- Argyra Location within Greece
- Coordinates: 38°17′N 21°52′E﻿ / ﻿38.283°N 21.867°E
- Country: Greece
- Administrative region: West Greece
- Regional unit: Achaea
- Municipality: Patras
- Municipal unit: Rio

Population (2021)
- • Community: 210
- Time zone: UTC+2 (EET)
- • Summer (DST): UTC+3 (EEST)
- Vehicle registration: AX

= Argyra, Greece =

Argyra (Αργυρά, before 1928: Άβερνα - Averna) is a village in the municipal unit of Rio, Achaea, Greece. It is situated in the northern foothills of the Panachaiko, at about 450 m elevation.

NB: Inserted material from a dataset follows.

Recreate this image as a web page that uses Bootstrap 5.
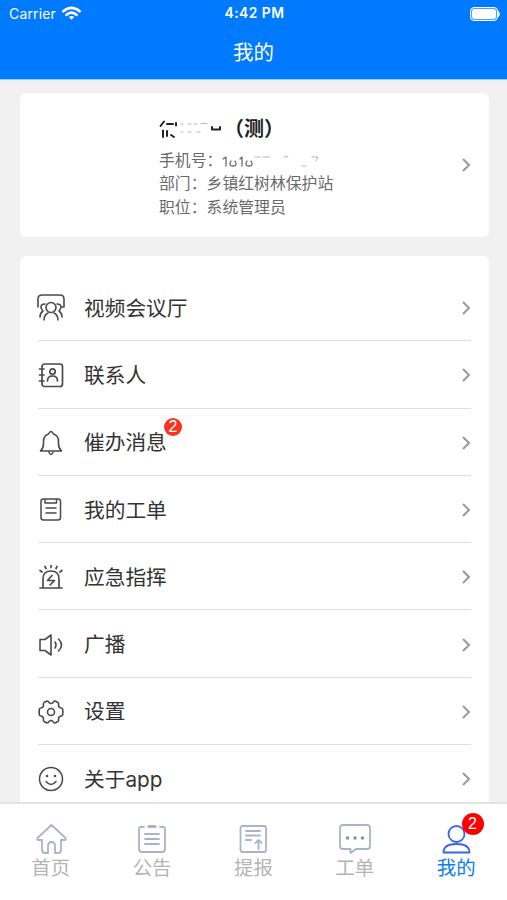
<!DOCTYPE html>
<html lang="zh-CN">
<head>
<meta charset="utf-8">
<meta name="viewport" content="width=device-width, initial-scale=1">
<title>我的</title>
<link href="https://cdn.jsdelivr.net/npm/bootstrap@5.3.0/dist/css/bootstrap.min.css" rel="stylesheet">
<style>
body{font-family:Inter,"Liberation Sans","Noto Sans CJK SC",sans-serif;background:#f1f1f1;color:#333;height:900px}
svg{fill:none;stroke:currentColor;stroke-linecap:round;stroke-linejoin:round;flex:none;display:block}
.app-head{background:#007aff;height:80px;border-bottom:1px solid #8fd0ff}
.status{height:27px;font-size:14px;line-height:27px;padding:0 7px 0 9px;letter-spacing:.15px}
.status .clock{font-weight:600;font-size:13.8px;letter-spacing:.5px}
.wifi{margin-left:6px}
.title{font-size:20.5px;line-height:51px;font-weight:400}
.main{padding:13px 18px 0 20px}
.panel{background:#fff;border-radius:6px}
.profile{height:144px;padding:0 18px 0 139px}
.pname{font-size:20px;line-height:30px;font-weight:600;color:#222;margin-bottom:5px}
.pinfo{font-size:15.85px;line-height:23.4px;color:#6a6a6a;margin-bottom:-3px}
.menu{margin-top:19px;padding:18px 18px 0}
.item{height:67.3px;border-bottom:1px solid #dedede;font-size:20.7px;padding-top:2px}
.item .ico{width:28px;height:28px;margin:0 19px 0 -1px;color:#4a4a4a}
.chev{width:10px;height:16px;color:#999;stroke-width:2;stroke-linecap:butt;stroke-linejoin:miter}
.bubble{width:18px;height:18px;font-family:"Liberation Sans",sans-serif;font-size:16px;line-height:18px;background:#f9321c;left:80px;top:-9px}
.tabs{height:98px;border-top:2px solid #e3e3e3;background:#fff;font-size:19.4px;color:#b4b4b4}
.tabs .tab{padding-top:17px;width:20%}
.tabs svg{width:34px;height:34px;color:#aab3cb;stroke-width:1.8}
.tabs .label{line-height:27px}
.tabs .current{color:#0a7cf5}
.tabs .current svg{color:#3d66dc}
.count{width:22px;height:22px;line-height:22px;font-family:"Liberation Sans",sans-serif;font-size:16px;background:#f00;left:56px;top:9px}
</style>
<script src="https://cdn.jsdelivr.net/npm/bootstrap@5.3.0/dist/js/bootstrap.bundle.min.js"></script>
</head>
<body class="d-flex flex-column overflow-hidden">
<header class="app-head text-white flex-shrink-0">
  <div class="status row g-0">
    <div class="col d-flex align-items-center">Carrier
      <svg class="wifi" width="19" height="15" viewBox="0 0 21 16" stroke-width="3" stroke-linecap="butt"><path d="M1.500 5.500Q10.500-2 19.500 5.500M5 9.500Q10.500 4.500 16 9.500"/><path d="m10.500 15-3-3q3-2.500 6 0Z" fill="currentColor" stroke="none"/></svg>
    </div>
    <div class="col-auto clock">4:42 PM</div>
    <div class="col d-flex align-items-center justify-content-end">
      <svg width="30" height="14" viewBox="0 0 30 14" stroke="none"><rect x=".5" y=".5" width="27" height="13" rx="3.500" fill="#4a9fff"/><rect x="2.500" y="2.500" width="23" height="9" rx="2" fill="#fff"/><path d="M28.500 4.500q2.500 2.500 0 5Z" fill="#68b1ff"/></svg>
    </div>
  </div>
  <h1 class="title text-center mb-0">我的</h1>
</header>
<main class="main flex-grow-1 overflow-hidden">
  <section class="panel profile d-flex align-items-center justify-content-between">
    <div>
      <div class="pname d-flex align-items-center">
        <svg width="65" height="22" viewBox="0 0 65 22" stroke="#333" stroke-width="2" stroke-linecap="butt"><path d="M5 3.500 1.500 8M8 6h6M17 5v2.500M4 12.500V19M8 13v5M12 17l3 2"/><path d="M22 6h2M29 6h3M35 6h3M42 5.500h6M22 14h2M29 14h3M38 14h3" stroke="#bbb" stroke-width="1.200"/><path d="M53 9v2.500h3M61 9v2.500h-4"/></svg>
        <span>（测）</span>
      </div>
      <div class="pinfo">
        <div class="d-flex align-items-center">手机号：<svg width="102" height="16" viewBox="0 0 102 16" stroke="#888" stroke-width="1.300"><path d="m1 6 3-2v9M9 8q-3 5 2 5t2-5M18 6l2-2v9M25 8q-3 5 2 5t2-5"/><path d="M33 4h5M41 4h7M62 4q2-2 4 0M80 13h4M90 4h6l-2 4" stroke="#b5b5b5" stroke-width="1"/></svg></div>
        <div>部门：乡镇红树林保护站</div>
        <div>职位：系统管理员</div>
      </div>
    </div>
    <svg class="chev" viewBox="0 0 10 16"><path d="m2 2 6 6-6 6"/></svg>
  </section>
  <section class="panel menu">
    <div class="item d-flex align-items-center">
      <svg class="ico" viewBox="0 0 28 28" stroke-width="1.600"><path d="M1 13V5q0-4 4-4h18q4 0 4 4v8h-2M8 10q-4 0-4 3 0 2 2 4-3 2-3 6M20 10q4 0 4 3 0 2-2 4 3 2 3 6"/><circle cx="14" cy="13.500" r="5"/><path d="M11 19q-4 2-4 7M17 19q4 2 4 7"/></svg>
      <span>视频会议厅</span><svg class="chev ms-auto" viewBox="0 0 10 16"><path d="m2 2 6 6-6 6"/></svg>
    </div>
    <div class="item d-flex align-items-center">
      <svg class="ico" viewBox="0 0 28 28" stroke-width="1.700"><rect x="5" y="3" width="20.500" height="22.500" rx="2.500"/><circle cx="15.500" cy="10.500" r="2.700"/><path d="M10.500 20q0-5 5-5t5 5M2.500 8H7M2.500 14H7M2.500 20H7"/></svg>
      <span>联系人</span><svg class="chev ms-auto" viewBox="0 0 10 16"><path d="m2 2 6 6-6 6"/></svg>
    </div>
    <div class="item d-flex align-items-center">
      <svg class="ico" viewBox="0 0 28 28" stroke-width="1.600"><path d="M3.500 22h21q-3-3-3-7v-2.500q0-6-5-7.500Q14 0 11.500 5q-5 1.500-5 7.500V15q0 4-3 7ZM12 23.500q2 4 4 0"/></svg>
      <span class="position-relative">催办消息<span class="bubble position-absolute rounded-circle text-white text-center">2</span></span><svg class="chev ms-auto" viewBox="0 0 10 16"><path d="m2 2 6 6-6 6"/></svg>
    </div>
    <div class="item d-flex align-items-center">
      <svg class="ico" viewBox="0 0 28 28" stroke-width="1.500"><rect x="4" y="3" width="19.500" height="21" rx="2.500"/><path d="M8 3.500V7h11.500V3.500M9 12h10M9 17h10"/></svg>
      <span>我的工单</span><svg class="chev ms-auto" viewBox="0 0 10 16"><path d="m2 2 6 6-6 6"/></svg>
    </div>
    <div class="item d-flex align-items-center">
      <svg class="ico" viewBox="0 0 28 28" stroke-width="1.700"><path d="M3 25h22M6 25V16q0-8 8-8t8 8v9M15 12.500l-4.500 5h7l-4.500 4.500M14 2.500v2M8 3.500l1 2M20 3.500l-1 2M3 7.500l2 1.500M25 7.500l-2 1.500"/></svg>
      <span>应急指挥</span><svg class="chev ms-auto" viewBox="0 0 10 16"><path d="m2 2 6 6-6 6"/></svg>
    </div>
    <div class="item d-flex align-items-center">
      <svg class="ico" viewBox="0 0 28 28" stroke-width="1.600"><path d="M3 8.500h5L14 4v20l-6-4.500H3ZM18 11q2 3 0 6M21.500 8q6 6 0 12"/></svg>
      <span>广播</span><svg class="chev ms-auto" viewBox="0 0 10 16"><path d="m2 2 6 6-6 6"/></svg>
    </div>
    <div class="item d-flex align-items-center">
      <svg class="ico" viewBox="0 0 28 28" stroke-width="1.600"><path d="M10 3q1.500 0 2 1.500 2 2 4 0 .5-1.500 2-1.500l3 1.500q1 .8.500 2.500 0 2.500 2.500 3 1.800.3 1.800 1.800v4.400q0 1.500-1.800 1.800-2.500.5-2.500 3 .5 1.700-.5 2.500l-3 1.500q-1.500 0-2-1.500-2-2-4 0-.5 1.500-2 1.500l-3-1.500q-1-.8-.5-2.500 0-2.500-2.500-3-1.800-.3-1.800-1.800v-4.400q0-1.500 1.800-1.800 2.500-.5 2.500-3-.5-1.700.5-2.500Z"/><circle cx="14" cy="14" r="3.500"/></svg>
      <span>设置</span><svg class="chev ms-auto" viewBox="0 0 10 16"><path d="m2 2 6 6-6 6"/></svg>
    </div>
    <div class="item d-flex align-items-center">
      <svg class="ico" viewBox="0 0 28 28" stroke-width="1.500"><circle cx="14" cy="14" r="11.500"/><path d="M9 16.500q5 6 10 0"/><g fill="currentColor" stroke="none"><circle cx="10" cy="11" r="1.300"/><circle cx="18" cy="11" r="1.300"/></g></svg>
      <span>关于app</span><svg class="chev ms-auto" viewBox="0 0 10 16"><path d="m2 2 6 6-6 6"/></svg>
    </div>
  </section>
</main>
<nav class="tabs d-flex flex-shrink-0">
  <div class="tab d-flex flex-column align-items-center"><svg viewBox="0 0 34 34"><path d="M17.500 4 3.500 17q-1 2 1 2H8v10q0 3 3 3h3v-7q0-4 3.500-4t3.500 4v7h3q3 0 3-3V19h3.500q2 0 1-2Z"/></svg><span class="label">首页</span></div>
  <div class="tab d-flex flex-column align-items-center"><svg viewBox="0 0 34 34"><path d="M9 6H6q-2 0-2 2v20q0 3 3 3h20q3 0 3-3V8q0-2-2-2h-3M10 13h14M10 18h14M10 23h14"/><path d="M14 5.500h6" stroke-width="3"/></svg><span class="label">公告</span></div>
  <div class="tab d-flex flex-column align-items-center"><svg viewBox="0 0 34 34"><rect x="4.500" y="5" width="25.500" height="26" rx="2"/><path d="M10 10h14M10 14.500h14M10 19h5M22.500 28v-9m-3 3 3-3 3 3"/></svg><span class="label">提报</span></div>
  <div class="tab d-flex flex-column align-items-center"><svg viewBox="0 0 34 34"><path d="M5 4h24q3 0 3 3v18q0 3-3 3H18l-5.500 4v-4H5q-3 0-3-3V7q0-3 3-3Z"/><g fill="#8792ae" stroke="none"><circle cx="9.500" cy="17" r="1.800"/><circle cx="17" cy="17" r="1.800"/><circle cx="24.500" cy="17" r="1.800"/></g></svg><span class="label">工单</span></div>
  <div class="tab current position-relative d-flex flex-column align-items-center"><svg viewBox="0 0 34 34"><circle cx="17.500" cy="13" r="8"/><path d="M4.500 31.500q0-8.500 13-8.500t13 8.500Z"/></svg><span class="label">我的</span><span class="count position-absolute rounded-circle text-white text-center">2</span></div>
</nav>
</body>
</html>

It is 2 km west of Sella and 7 km east of Rio. A wind energy facility has been built about 4 km to the south.

==Population==

| Year | Population |
|---|---|
| 1981 | 305 |
| 1991 | 275 |
| 2001 | 370 |
| 2011 | 288 |
| 2021 | 210 |

==History==

The ancient town Argyra was located near the river Selemnos, the spring Argyra and the town Boline. Both towns were already ruined in Pausanias' days (2nd century AD). According to local legend, Argyra was a sea-nymph, who fell in love with Selemnus and used to come up out of the sea to visit him, sleeping by his side. The exact location of the ancient town is unknown. The current village was renamed after the ancient town in 1928.